Powered by Guardian.co.ukThis article titled “Should the public vote for the artist on the new £20 note? No way – they’ve got terrible taste” was written by Jonathan Jones, for theguardian.com on Tuesday 19th May 2015 14.44 UTC

What’s the matter with the Bank of England? Has it no opinions of its own? After getting bitten by online democracy over removing Elizabeth Fry from the £5 note – it had to put Jane Austen on the tenner to allay feminist criticism – the bank is now taking no chances with plans for an artist on the new £20. It is inviting us to suggest our favourites.

Oh great. Not only does our future in Europe hang on the whim of the great British public, but now we’ll also get whatever artist can attract a tidal wave of nominations as the next heroic face on our currency. Will it be JMW Turner? Or John Constable?

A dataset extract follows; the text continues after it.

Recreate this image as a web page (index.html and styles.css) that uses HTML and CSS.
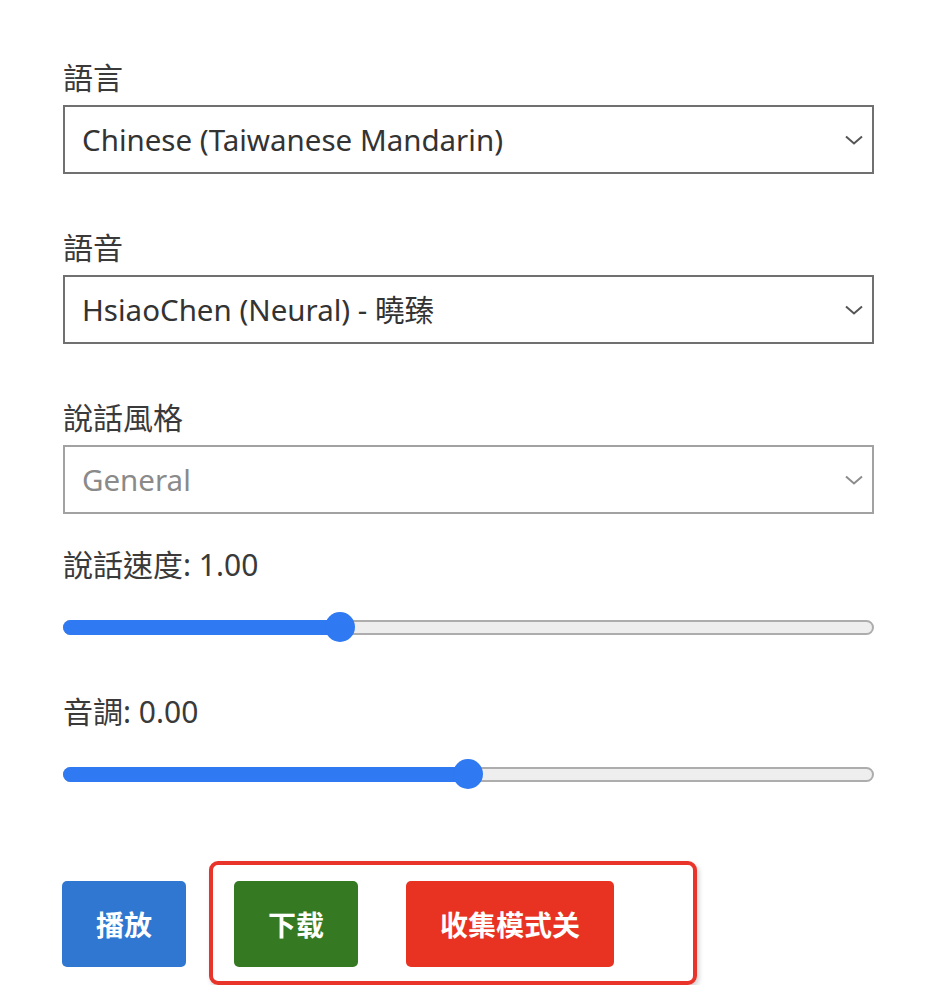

Of course not. They may be the best British artists, but this is not about sound cultural judgment. It’s about people blathering away on Twitter and drumming up sentimental votes. It’s about populism and the national propensity for sheer ignorance and execrable taste in visual art.

I predict huge support for LS Lowry and Beryl Cook. The demand for “a woman” will also create enthusiasm for Barbara Hepworth and Laura Knight, regardless of their unimportance in the big picture of 20th-century art.

When it comes to art, democracy doesn’t work, because not that many people in the population really have a view about it. And why should they? So the voting electorate is a self-chosen minority of art fans and cultural busybodies whose views will now be foisted on us all as a fake “people’s choice”.

Think I’m exaggerating? Last summer for the second year running, Art Everywhere put British works of art on billboards all over the UK. It was publicised as a democratic selection of Britain’s favourite art. But read the small print. According to a Guardian report, a mere 38,000 people actually voted. How does that represent a consensus of the British people?

Because this was a small and self-selecting electorate of enthusiasts, it was obviously easy for passionate campaigners to get their choices – however eccentric or ideological – supported. Thus, the second most popular work of art in Britain, according to the Art Everywhere poll, is Dora Carrington’s 1921 painting Farm at Watendlath. Er, that’s, um, interesting. (Laura Knight also did very well.) These picks smack of groups of enthusiasts dominating a small pool of voters with choices that are whimsical and silly.

So good luck to the Bank of England in getting the “people” to nominate an artist for the £20 note. I bet the outcome will be a second-rate artist picked for second-rate reasons. How much do you want to put on it – a Henry Moore 20?